コバニで裁判所判事を務めていたファリド氏は「人々を苦しめる宗教を中心とした国づくりではなく、多民族、多宗教が共存できる形を目指している」と強調。日本人ジャーナリスト、後藤健二さん(47)を拉致したイスラム国を非難し、戦後復興に日本の力を貸してほしいと訴えた。
コバニは周囲3キロ四方ほどの小さな街だ。イスラム国は昨年9月、それまで包囲していたコバニに進撃し、20万人にも及ぶクルド人が脱出したといわれる。多くは国境を越え、スルチなどで食料など互いに融通し合いながら暮らしている。
「テロ組織」認定解除も
ただ、トルコ政府は、自国内のクルド人組織「クルド労働者党」(PKK)を分離独立を目指す「テロ組織」とし、対立してきた経緯がある。

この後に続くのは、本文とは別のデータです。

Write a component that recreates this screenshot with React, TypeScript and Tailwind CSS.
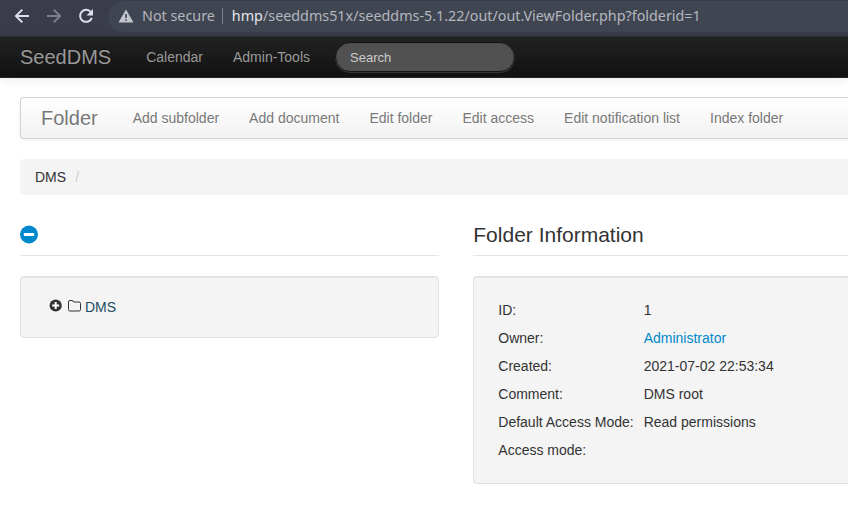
import type { ReactNode } from "react";

const actions = [
  "Add subfolder",
  "Add document",
  "Edit folder",
  "Edit access",
  "Edit notification list",
  "Index folder",
];

const details: { label: string; value: string; link?: boolean }[] = [
  { label: "ID:", value: "1" },
  { label: "Owner:", value: "Administrator", link: true },
  { label: "Created:", value: "2021-07-02 22:53:34" },
  { label: "Comment:", value: "DMS root" },
  { label: "Default Access Mode:", value: "Read permissions" },
  { label: "Access mode:", value: "" },
];

function BrowserBar() {
  return (
    <div className="flex h-9 shrink-0 items-start bg-[#3a3c4c] pl-3.5 font-['Noto_Sans',sans-serif] text-[14.33px]">
      <svg className="mt-2 h-4 w-4 shrink-0" viewBox="0 0 16 16" fill="none" stroke="#dcdfea" strokeWidth="2">
        <path d="M15 8H2.2M8.3 1.6 1.9 8l6.4 6.4" />
      </svg>
      <svg className="mt-2 ml-4 h-4 w-4 shrink-0" viewBox="0 0 16 16" fill="none" stroke="#7c7f8b" strokeWidth="2">
        <path d="M1 8h12.8M7.7 1.6 14.1 8l-6.4 6.4" />
      </svg>
      <svg className="mt-2 ml-4 h-4 w-4 shrink-0" viewBox="0 0 16 16" fill="none">
        <path d="M12.9 4.2A6 6 0 1 0 13.8 9.8" stroke="#dcdfea" strokeWidth="2" />
        <path d="M15 1v6.5H8.5z" fill="#dcdfea" />
      </svg>
      <div className="mt-px ml-3.5 flex h-[31px] min-w-0 flex-1 items-center rounded-l-full bg-[#404552] pl-2.5">
        <svg className="mb-px h-4 w-4 shrink-0" viewBox="0 0 16 16">
          <path d="M8 1.5 15.5 14.5H.5z" fill="#c3c6cd" />
          <path d="M7.2 6h1.6v4H7.2zM7.2 11.2h1.6v1.6H7.2z" fill="#404552" />
        </svg>
        <span className="mb-0.5 ml-2 whitespace-nowrap text-[#b4b7be]">Not secure</span>
        <span className="mb-px ml-[7px] h-4 w-px shrink-0 bg-[#7b7f89]" />
        <span className="mb-0.5 ml-[9px] whitespace-nowrap text-[#b4b7be]">
          <span className="text-[#e3e5eb]">hmp</span>/seeddms51x/seeddms-5.1.22/out/out.ViewFolder.php?folderid=1
        </span>
      </div>
    </div>
  );
}

function Well({ children, className }: { children: ReactNode; className: string }) {
  return (
    <div className={`border border-[#e1e1e1] bg-[#f4f4f4] shadow-[inset_0_1px_1px_rgba(0,0,0,0.05)] ${className}`}>
      {children}
    </div>
  );
}

export default function App() {
  return (
    <div className="flex h-[514px] w-[848px] flex-col overflow-hidden bg-white font-['Liberation_Sans',Arial,sans-serif] text-[14px] leading-5 text-[#333]">
      <BrowserBar />
      <nav className="flex h-[42px] shrink-0 items-center border-t border-b border-t-[#2b2c35] border-b-[#252525] bg-linear-to-b from-[#222] to-[#111] pl-5 text-[#999] shadow-[0_1px_10px_rgba(0,0,0,0.1)]">
        <span className="text-[20px] [text-shadow:0_-1px_0_rgba(0,0,0,0.25)]">SeedDMS</span>
        <span className="ml-[35px]">Calendar</span>
        <span className="ml-[30px]">Admin-Tools</span>
        <input
          className="ml-[25px] h-[30px] w-[180px] rounded-full border border-[#151515] bg-[#515151] px-[14px] text-[13px] shadow-[inset_0_1px_2px_rgba(0,0,0,0.1),0_1px_0_rgba(255,255,255,0.15)] outline-none placeholder:text-[#ccc]"
          placeholder="Search"
        />
      </nav>

      <main className="flex flex-col pt-[19px] pl-5">
        <div className="flex h-[42px] items-center rounded-l border border-r-0 border-[#d4d4d4] bg-linear-to-b from-white to-[#f2f2f2] pl-5 text-[#777] shadow-[0_1px_4px_rgba(0,0,0,0.065)] [text-shadow:0_1px_0_#fff]">
          <span className="text-[20px]">Folder</span>
          <div className="ml-[35px] flex gap-[30px] whitespace-nowrap">
            {actions.map((action) => (
              <span key={action}>{action}</span>
            ))}
          </div>
        </div>

        <div className="mt-5 flex h-9 items-center rounded-l bg-[#f4f4f4] pl-[15px]">
          <span>DMS</span>
          <span className="ml-[9px] text-[#ccc]">/</span>
        </div>

        <div className="mt-5 flex">
          <section className="w-[419px] shrink-0">
            <div className="flex h-[41px] items-center border-b border-[#e5e5e5]">
              <svg className="mb-px h-[19px] w-[18px]" viewBox="0 0 18 19">
                <circle cx="9" cy="9.5" r="9" fill="#0088cc" />
                <rect x="3.8" y="8" width="10.4" height="3" rx=".4" fill="#fff" />
              </svg>
            </div>
            <Well className="mt-5 flex h-[62px] items-center rounded pl-7">
              <svg className="mb-[3px] h-[13px] w-[13px]" viewBox="0 0 13 13">
                <circle cx="6.7" cy="6.5" r="6.1" fill="#333" />
                <path d="M6.7 3v7M3.2 6.5h7" stroke="#fff" strokeWidth="2" />
              </svg>
              <svg className="mb-0.5 ml-1.5 h-3 w-[13px]" viewBox="0 0 13 12" fill="none" stroke="#333">
                <path d="M.5 2Q.5.5 2 .5h2Q5.5.5 5.500 2H11q1.500 0 1.500 1.500v6Q12.500 11 11 11H2Q.5 11 .5 9.500z" />
              </svg>
              <span className="ml-1 text-[#234a63]">DMS</span>
            </Well>
          </section>

          <section className="ml-[34px] min-w-0 flex-1">
            <h2 className="flex h-[41px] items-center border-b border-[#e5e5e5] pl-[0.3px] text-[21px]">
              Folder Information
            </h2>
            <Well className="mt-5 h-[208px] rounded-l border-r-0 pt-[19px] pl-[24.3px]">
              {details.map(({ label, value, link }) => (
                <div key={label} className="grid h-7 grid-cols-[145.4px_1fr] items-center whitespace-nowrap">
                  <span>{label}</span>
                  <span className={link ? "text-[#0088cc]" : ""}>{value}</span>
                </div>
              ))}
            </Well>
          </section>
        </div>
      </main>
    </div>
  );
}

先のファリド氏もトルコ政府の方針を念頭に、「クルド人国家の建設を目標とはしない」と強調したが、そのトルコは昨年10月末、武器、弾薬の陸路通過を許可。イラク北部のクルド人政府が、トルコを経由する形で重火器と戦闘要員150人をコバニに送った。コバニでの戦闘にはシリア反体制派の自由シリア軍の兵も加わっているという。